Background information
- Born: Andrew Seidel 19 June 1969 (age 57) Stanford, California, U.S.
- Genres: Reggae
- Occupations: Singer-Songwriter, Multi-instrumentalist, Record Producer
- Instruments: Vocals, drums, keyboards, guitar
- Years active: 1992 - present
- Label: SUB80
- Website: www.andrewdiamond.com

= Andrew Diamond =

Stage name for American reggae artist Andrew Seidel

Andrew Seidel (born June 19, 1969, Stanford, California) better known as by his stage name Andrew Diamond is an American reggae artist and music producer.

==Career==
Originally a drummer, Andrew also sings, plays keyboards, and guitar, he also writes, produces and mixes music for other artists.

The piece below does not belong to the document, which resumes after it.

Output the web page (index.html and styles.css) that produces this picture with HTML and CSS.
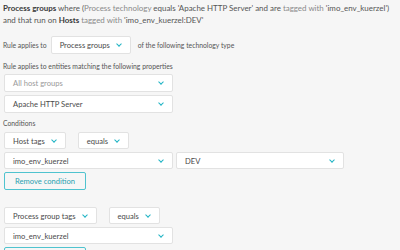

In 1995 he performed with the Itals and was invited by singer David Isaacs to visit and record in Jamaica. In 2000, Andrew founded the Solid Foundation Band to support Jamaican reggae artist Winston Jarrett for a US tour. In the years following the Solid Foundation Band also supported reggae artists: the Ethiopian, Tony Rebel, Queen Ifrica, Richie Spice, Norrisman, Everton Blender and Prezident Brown. In 2001 Andrew was introduced to Bay Area Rapper E-40 and became one of his personal recording engineers. In 2004 Andrew moved to Jamaica where he became the Resident Engineer at the Geejam recording studio in Port Antonio. In 2007, he released his first solo album, Diamond in the Rough and was given the "Top 10 Reggae Albums of 2007" award from ReggaeTrade Radio. From 2010 to 2015 Andrew lived in Lusaka, Zambia where he recorded traditional African music as well as mixed the, Mecoustic album by Tarrus Riley. In 2015 he returned to Kingston, Jamaica where he works from his private recording studio.